The consequences ripple through ecosystems. In fresh and marine waters, microplastics can disrupt nutrient cycling and food webs. On land, they degrade soil structure and reduce crop yields.
At high enough levels, they alter feeding, reproduction, and behavior across a wide range of organisms.
The particles also act like “Trojan horses,” picking up and ferrying other contaminants, such as heavy metals, pesticides, and PFAS, while leaching their own additives such as flame retardants and plasticizers.
The team flags a looming feedback from the cryosphere. As sea ice forms, it traps and concentrates microplastics, temporarily clearing them from the water column.
But as the Arctic warms and seasonal ice retreats, those long-stored particles are poised to flush back into the ocean. That delayed pulse could add to the background load already surging from rivers and coastlines.

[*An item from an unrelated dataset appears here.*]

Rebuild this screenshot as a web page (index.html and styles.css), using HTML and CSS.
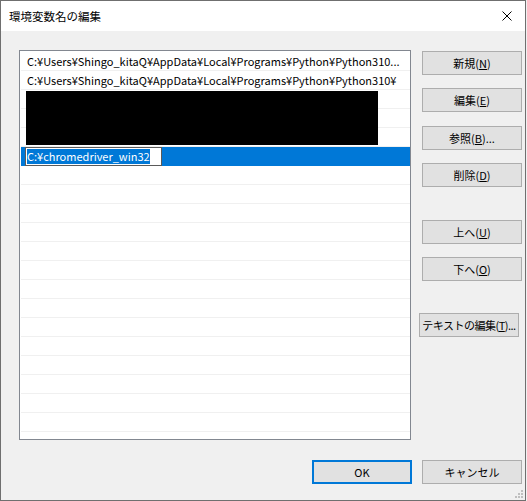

“There’s a chance that microplastics – already in every corner of the planet – will have a greater impact on certain species over time,” said study co-author Stephanie Wright from ICL.
“Both the climate crisis and plastic pollution, which come from society’s over-reliance on fossil fuels, could combine to worsen an already stressed environment in the near future.”
In the sea, the double hit of warming and plastic is especially stark. Laboratory and field studies show that corals, snails, urchins, mussels, and fish all struggle more under heat and acidification when microplastics are present.
Filter feeders can concentrate particles and pass them up the food chain. In one example cited by the authors, microplastic-linked mortality in fish quadrupled with warmer water. In another, worsening hypoxia – itself driven by warming – pushed cod to ingest more plastic.
Apex species may be at particular risk. Long-lived top predators like killer whales accumulate exposures over decades, stacking microplastics and attached chemicals on top of other stressors such as noise, prey shortages, and contaminants.
“Apex predators such as orcas could be the canaries in the coal mine, as they may be especially vulnerable to the combined impact of climate change and plastic pollution,” said study co-author Guy Woodward from ICL.
The review is blunt about what needs to happen next. Eliminating non-essential single-use plastics – which still make up roughly a third of production – and capping virgin plastic output would cut the problem at its source.
The authors also call for international standards that make products genuinely reusable and recyclable, rather than nominally “recyclable” in ways that rarely work outside the lab.
“A circular plastics economy is ideal. It must go beyond reduce, reuse, and recycle to include redesign, rethink, refuse, eliminate, innovate, and circulate – shifting away from the current linear take-make-waste model,” said co-author Julia Fussell from ICL.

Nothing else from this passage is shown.